(Given exercise)
Copy everything in the listing below word for word, apart from any images.

— begin —

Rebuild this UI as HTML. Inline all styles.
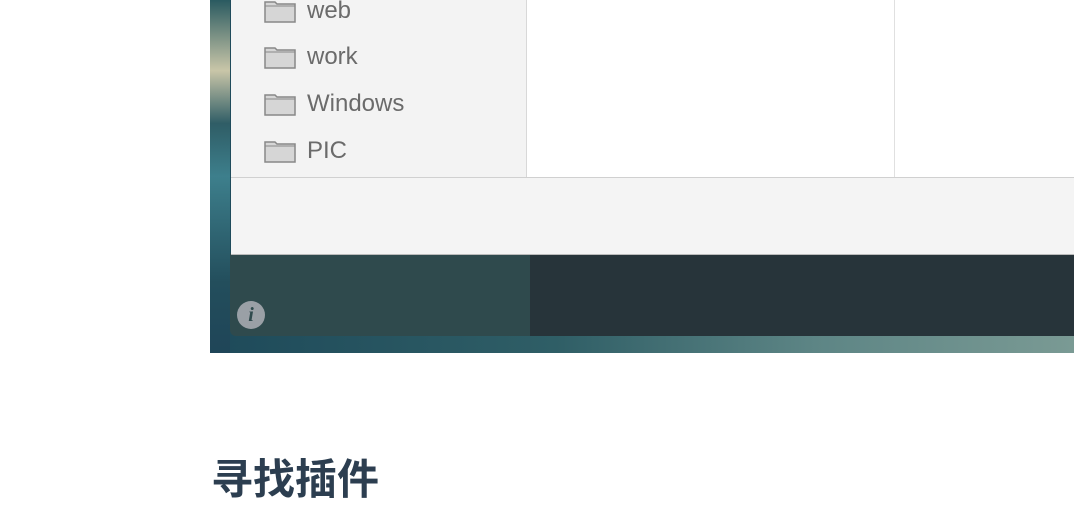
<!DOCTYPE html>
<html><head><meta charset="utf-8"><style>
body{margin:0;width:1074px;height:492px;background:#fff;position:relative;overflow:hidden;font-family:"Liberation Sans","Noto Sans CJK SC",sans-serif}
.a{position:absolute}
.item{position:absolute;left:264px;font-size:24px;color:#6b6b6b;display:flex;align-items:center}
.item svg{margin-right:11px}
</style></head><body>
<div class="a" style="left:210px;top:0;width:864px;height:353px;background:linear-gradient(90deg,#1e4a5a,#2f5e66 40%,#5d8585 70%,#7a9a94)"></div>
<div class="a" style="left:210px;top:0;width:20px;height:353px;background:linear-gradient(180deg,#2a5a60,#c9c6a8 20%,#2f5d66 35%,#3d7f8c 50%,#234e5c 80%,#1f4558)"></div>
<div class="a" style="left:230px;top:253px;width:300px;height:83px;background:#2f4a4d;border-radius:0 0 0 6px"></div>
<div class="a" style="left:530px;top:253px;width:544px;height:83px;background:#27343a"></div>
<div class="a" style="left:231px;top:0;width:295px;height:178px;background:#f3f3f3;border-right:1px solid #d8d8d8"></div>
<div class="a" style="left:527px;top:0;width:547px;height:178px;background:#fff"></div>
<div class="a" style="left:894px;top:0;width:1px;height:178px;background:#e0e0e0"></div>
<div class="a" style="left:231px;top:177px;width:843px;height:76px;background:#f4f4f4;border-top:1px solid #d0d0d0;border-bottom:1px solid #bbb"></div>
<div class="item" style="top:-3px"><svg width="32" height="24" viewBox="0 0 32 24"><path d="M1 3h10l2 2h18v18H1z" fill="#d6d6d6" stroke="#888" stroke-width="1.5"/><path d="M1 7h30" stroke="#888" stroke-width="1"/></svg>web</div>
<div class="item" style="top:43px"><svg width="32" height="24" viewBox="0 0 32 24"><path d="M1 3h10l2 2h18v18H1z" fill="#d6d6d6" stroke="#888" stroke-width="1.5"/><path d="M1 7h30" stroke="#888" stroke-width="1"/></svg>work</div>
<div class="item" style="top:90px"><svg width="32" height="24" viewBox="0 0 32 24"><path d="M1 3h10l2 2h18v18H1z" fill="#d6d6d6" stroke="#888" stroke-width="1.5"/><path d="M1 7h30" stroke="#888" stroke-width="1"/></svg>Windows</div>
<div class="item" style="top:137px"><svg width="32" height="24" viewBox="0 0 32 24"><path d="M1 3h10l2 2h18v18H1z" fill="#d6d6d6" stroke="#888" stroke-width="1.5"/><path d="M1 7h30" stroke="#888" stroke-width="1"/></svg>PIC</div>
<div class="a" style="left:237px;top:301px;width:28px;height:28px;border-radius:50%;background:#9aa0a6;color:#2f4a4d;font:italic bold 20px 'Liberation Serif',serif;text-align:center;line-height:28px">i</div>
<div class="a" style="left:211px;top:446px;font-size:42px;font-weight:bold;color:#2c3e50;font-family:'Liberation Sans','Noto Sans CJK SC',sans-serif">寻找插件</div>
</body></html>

— end —

(Finished task)
Rebuild this UI as HTML. Inline all styles.
<!DOCTYPE html>
<html><head><meta charset="utf-8"><style>
body{margin:0;width:1074px;height:492px;background:#fff;position:relative;overflow:hidden;font-family:"Liberation Sans","Noto Sans CJK SC",sans-serif}
.a{position:absolute}
.item{position:absolute;left:264px;font-size:24px;color:#6b6b6b;display:flex;align-items:center}
.item svg{margin-right:11px}
</style></head><body>
<div class="a" style="left:210px;top:0;width:864px;height:353px;background:linear-gradient(90deg,#1e4a5a,#2f5e66 40%,#5d8585 70%,#7a9a94)"></div>
<div class="a" style="left:210px;top:0;width:20px;height:353px;background:linear-gradient(180deg,#2a5a60,#c9c6a8 20%,#2f5d66 35%,#3d7f8c 50%,#234e5c 80%,#1f4558)"></div>
<div class="a" style="left:230px;top:253px;width:300px;height:83px;background:#2f4a4d;border-radius:0 0 0 6px"></div>
<div class="a" style="left:530px;top:253px;width:544px;height:83px;background:#27343a"></div>
<div class="a" style="left:231px;top:0;width:295px;height:178px;background:#f3f3f3;border-right:1px solid #d8d8d8"></div>
<div class="a" style="left:527px;top:0;width:547px;height:178px;background:#fff"></div>
<div class="a" style="left:894px;top:0;width:1px;height:178px;background:#e0e0e0"></div>
<div class="a" style="left:231px;top:177px;width:843px;height:76px;background:#f4f4f4;border-top:1px solid #d0d0d0;border-bottom:1px solid #bbb"></div>
<div class="item" style="top:-3px"><svg width="32" height="24" viewBox="0 0 32 24"><path d="M1 3h10l2 2h18v18H1z" fill="#d6d6d6" stroke="#888" stroke-width="1.5"/><path d="M1 7h30" stroke="#888" stroke-width="1"/></svg>web</div>
<div class="item" style="top:43px"><svg width="32" height="24" viewBox="0 0 32 24"><path d="M1 3h10l2 2h18v18H1z" fill="#d6d6d6" stroke="#888" stroke-width="1.5"/><path d="M1 7h30" stroke="#888" stroke-width="1"/></svg>work</div>
<div class="item" style="top:90px"><svg width="32" height="24" viewBox="0 0 32 24"><path d="M1 3h10l2 2h18v18H1z" fill="#d6d6d6" stroke="#888" stroke-width="1.5"/><path d="M1 7h30" stroke="#888" stroke-width="1"/></svg>Windows</div>
<div class="item" style="top:137px"><svg width="32" height="24" viewBox="0 0 32 24"><path d="M1 3h10l2 2h18v18H1z" fill="#d6d6d6" stroke="#888" stroke-width="1.5"/><path d="M1 7h30" stroke="#888" stroke-width="1"/></svg>PIC</div>
<div class="a" style="left:237px;top:301px;width:28px;height:28px;border-radius:50%;background:#9aa0a6;color:#2f4a4d;font:italic bold 20px 'Liberation Serif',serif;text-align:center;line-height:28px">i</div>
<div class="a" style="left:211px;top:446px;font-size:42px;font-weight:bold;color:#2c3e50;font-family:'Liberation Sans','Noto Sans CJK SC',sans-serif">寻找插件</div>
</body></html>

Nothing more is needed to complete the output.